By Theresa D. McClellan
For the Fort Bend Star
How do people talk about racism in America?
What do people do when long held views of bias and hate come from the mouths of loved ones? Where do people turn when their faith communities are silent?
On a sunny Saturday morning in midtown Houston, those heavy questions were unpacked during a five-hour seminar called “Day of Dialogue: Racism Today” at Trinity Episcopal Church.
Led by Larry Payne, a man of faith challenging other believers to step up; Cherry Steinwender, a woman who makes her living leading the difficult conversations and Chris Tomlinson, a national writer who aired his family’s dirty secret, the seminar attracted more than 50 people wanting answers or just a chance to begin exploring the difficult conversations in a safe space.
Journalist, author and foreign correspondent Chris Tomlinson knows the power of exploration. The Texas native, who covered oppression in Rwanda and Somalia, looked in his own backyard and discovered his ancestors were the largest slaveholders in Texas.
His grandfather told him the slaves his family owned loved them so much they took the Tomlinson name as their own. His own family history and school teachings led him to believe he came from genteel plantation owners.
The harsh reality that his relatives belonged to the powerful and dangerous secret society of the KKK resulted in his 2014 book called “Tomlinson Hill” chronicling a piece of Texas history of how cotton drove the development of Texas. It is the story of two Tomlinson families one black, one white – a slaveholder and a slave.
“With those in power, one identifies themselves as better than the other in order to subjugate. I saw it in South Africa, in Rwanda, in Somalia… and my own family,” Tomlinson said.
“I know the truth, that my family are rapists and murderers. Do I need to apologize? No, I did not do it, but I acknowledge what they did,” said the Houston Chronicle business columnist who now shines a light on America’s racist history by not romanticizing the past but openly discussing racism and the reality of white privilege.
There is that phrase – white privilege.
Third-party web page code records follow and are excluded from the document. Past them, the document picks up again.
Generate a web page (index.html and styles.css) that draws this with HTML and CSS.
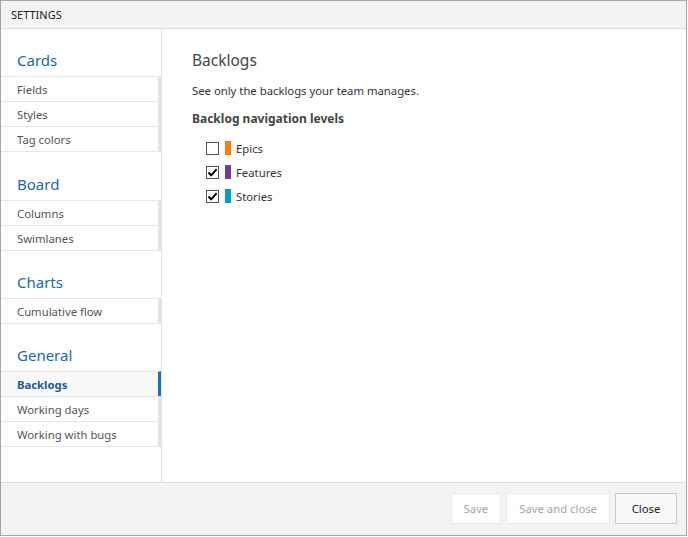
FILE: index.html
```html
<!DOCTYPE html>
<html>
<head>
<meta charset="utf-8">
<link rel="stylesheet" href="styles.css">
</head>
<body>
<div class="dialog">
  <div class="titlebar">SETTINGS</div>
  <div class="main">
    <nav class="nav">
      <div class="section">
        <div class="heading">Cards</div>
        <ul class="items">
          <li class="item">Fields</li>
          <li class="item">Styles</li>
          <li class="item">Tag colors</li>
        </ul>
      </div>
      <div class="section board">
        <div class="heading">Board</div>
        <ul class="items">
          <li class="item">Columns</li>
          <li class="item">Swimlanes</li>
        </ul>
      </div>
      <div class="section">
        <div class="heading">Charts</div>
        <ul class="items">
          <li class="item">Cumulative flow</li>
        </ul>
      </div>
      <div class="section">
        <div class="heading">General</div>
        <ul class="items">
          <li class="item selected">Backlogs</li>
          <li class="item">Working days</li>
          <li class="item">Working with bugs</li>
        </ul>
      </div>
    </nav>
    <div class="content">
      <h1 class="title">Backlogs</h1>
      <p class="desc">See only the backlogs your team manages.</p>
      <h2 class="subtitle">Backlog navigation levels</h2>
      <ul class="levels">
        <li class="level">
          <span class="box"></span>
          <span class="swatch epics"></span>
          <span class="label">Epics</span>
        </li>
        <li class="level">
          <span class="box checked"><svg viewBox="0 0 13 13" width="13" height="13"><path d="M2.5 6.5 L5.2 9.3 L10.6 3.2" fill="none" stroke="#000" stroke-width="2"/></svg></span>
          <span class="swatch features"></span>
          <span class="label">Features</span>
        </li>
        <li class="level">
          <span class="box checked"><svg viewBox="0 0 13 13" width="13" height="13"><path d="M2.5 6.5 L5.2 9.3 L10.6 3.2" fill="none" stroke="#000" stroke-width="2"/></svg></span>
          <span class="swatch stories"></span>
          <span class="label">Stories</span>
        </li>
      </ul>
    </div>
  </div>
  <div class="footer">
    <button class="btn disabled">Save</button>
    <button class="btn disabled">Save and close</button>
    <button class="btn close">Close</button>
  </div>
</div>
</body>
</html>
```
FILE: styles.css
```css
* { box-sizing: border-box; }
html, body { margin: 0; padding: 0; background: #fff; }
body {
  font-family: "Noto Sans", "Open Sans", sans-serif;
  font-size: 11.3px;
  color: #333;
}
.dialog {
  width: 687px;
  height: 536px;
  border: 1px solid #a6a6a6;
  display: flex;
  flex-direction: column;
  background: #fff;
}
.titlebar {
  height: 28px;
  background: #f3f3f3;
  border-bottom: 1px solid #dcdcdc;
  padding-left: 10px;
  line-height: 27px;
  font-size: 11px;
  color: #212121;
}
.main {
  flex: 1;
  display: flex;
  min-height: 0;
}
.nav {
  width: 161px;
  border-right: 1px solid #e3e3e3;
  display: flex;
  flex-direction: column;
}
.heading {
  padding: 21px 0 6px 16px;
  height: 47px;
  line-height: 20px;
  font-size: 15px;
  color: #1a68a8;
}
.section.board { margin-top: 1px; }
.items { list-style: none; margin: 0; padding: 0; }
.item {
  height: 25px;
  line-height: 25px;
  border-top: 1px solid #e6e6e6;
  border-right: 3px solid #e3e3e3;
  padding-left: 16px;
  color: #555;
}
.item:last-child { height: 26px; border-bottom: 1px solid #e6e6e6; }
.item.selected {
  background: #f8f8f8;
  border-right-color: #1d6fc6;
  color: #1a5c98;
  font-weight: bold;
}
.content {
  flex: 1;
  padding: 20px 30px;
}
.title {
  margin: 0;
  font-size: 15.5px;
  font-weight: normal;
  line-height: 22px;
  color: #444;
}
.desc {
  margin: 11px 0 0;
  line-height: 18px;
  color: #333;
}
.subtitle {
  margin: 10px 0 0;
  font-size: 12px;
  font-weight: bold;
  line-height: 18px;
  color: #444;
}
.levels {
  list-style: none;
  margin: 8px 0 0;
  padding: 0 0 0 14px;
}
.level {
  display: flex;
  align-items: center;
  height: 24px;
}
.box {
  width: 13px;
  height: 13px;
  border: 1px solid #555;
  background: #fff;
  display: flex;
  align-items: center;
  justify-content: center;
}
.box svg { display: block; margin: -1px; }
.swatch {
  width: 6px;
  height: 14px;
  margin-left: 6px;
}
.epics { background: #ff7b00; }
.features { background: #773b93; }
.stories { background: #009ccc; }
.label {
  margin-left: 5px;
  color: #333;
}
.footer {
  height: 53px;
  background: #f3f3f3;
  border-top: 1px solid #dcdcdc;
  display: flex;
  justify-content: flex-end;
  align-items: flex-start;
  padding: 10px 9px 0 0;
  gap: 5px;
}
.btn {
  height: 31px;
  padding: 0 12px;
  font-family: inherit;
  font-size: 11.3px;
  border: 1px solid #c8c8c8;
  background: #f8f8f8;
  color: #222;
}
.btn.close { min-width: 62px; }
.btn.disabled {
  background: #fff;
  border-color: #e8e8e8;
  color: #a6a6a6;
}
```
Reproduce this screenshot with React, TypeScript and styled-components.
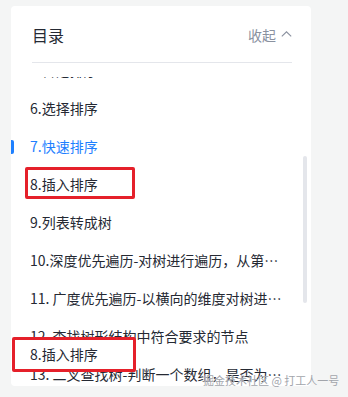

It is a term that is often met with open disdain or sarcasm by those who don’t feel their complexion affords them different treatment, extended grace or benefit of the doubt, especially if they are struggling financially.
“You can’t understand racism without understanding classism,” explained Steinwender, executive director and co-founder of the Center for the Healing of Racism.
“Right after the Tea Party emerged I wanted to say several things including, “I understand you have lost a lot in this country. You have lost a pension, retirement, a job. I watched this with great passion and sympathized,” said Steinwender.
“What I did not see within the Tea Party or hear from people across the country saying over and over is that yes, you lost, but at the same time this country has always used poor whites to further the racist agenda,” she said.
She gave a history lesson on how the term “whiteness” was embraced as a political term, “from the beginning of the foundation of this country.” So instead of referring to everyone by their ethnicity or nationality, such as German or Belgian or Irish, Caucasians were all called white.
Those who came over as indentured servants had more in common economically with those brought here as slaves. But in order to create a hierarchy of oppression, poor whites were made overseers of slaves but not allowed access to monied white society, she said.
Steinwender, a black woman with a white husband and three adopted children of Asian descent, told of how her husband, who has blonde hair and blue eyes, recognized his own white privilege.
“I’m married and an immigrant. I drive through the streets of this country with a green card and not once have I been asked to prove I belong here,” he said.
Because of the work she does leading dialogue groups of all races on combating racism and teaching listening skills, she said she sometimes feels like her husband is a spy returning home telling her of distressing conversations he has had while in all white spaces and the subject turns to people of color.
She gives him words.
“You don’t have to fight. You plant your feet straight into the ground, look ’em in the eye, take a deep breath and say, ‘what is it about the way that I look that would make you think I think the same way about people of color that you do?,’” she said.
Throughout the day, churchgoers representing multiple communities raised questions on what they could do. Being aware is a start. Challenging inequality is another. Volunteering in the community is a third.
“When good people remain silent, that is a big problem,” Tomlinson said.
Houston is the fourth largest city in the nation and prides itself on it’s diversity. Payne, however, said the region is racially and economically segregated and should embrace pluralism.
“With diversity you are taught tolerance and counting every person. I tolerate the roaches, the ants, the mosquitoes of Houston as long as they stay in their place. With pluralism every person counts,” he said.
As they consider next steps, Rector Hannah Atkins of Trinity Episcopal called the event “honest, powerful, difficult.”
“There was a myth of a post-racial society after President Barack Hussein Obama won the election,” Payne said. “The pushback you are seeing today is because of those years. Now people’s true and passionate feelings about people of color have been allowed to surface.”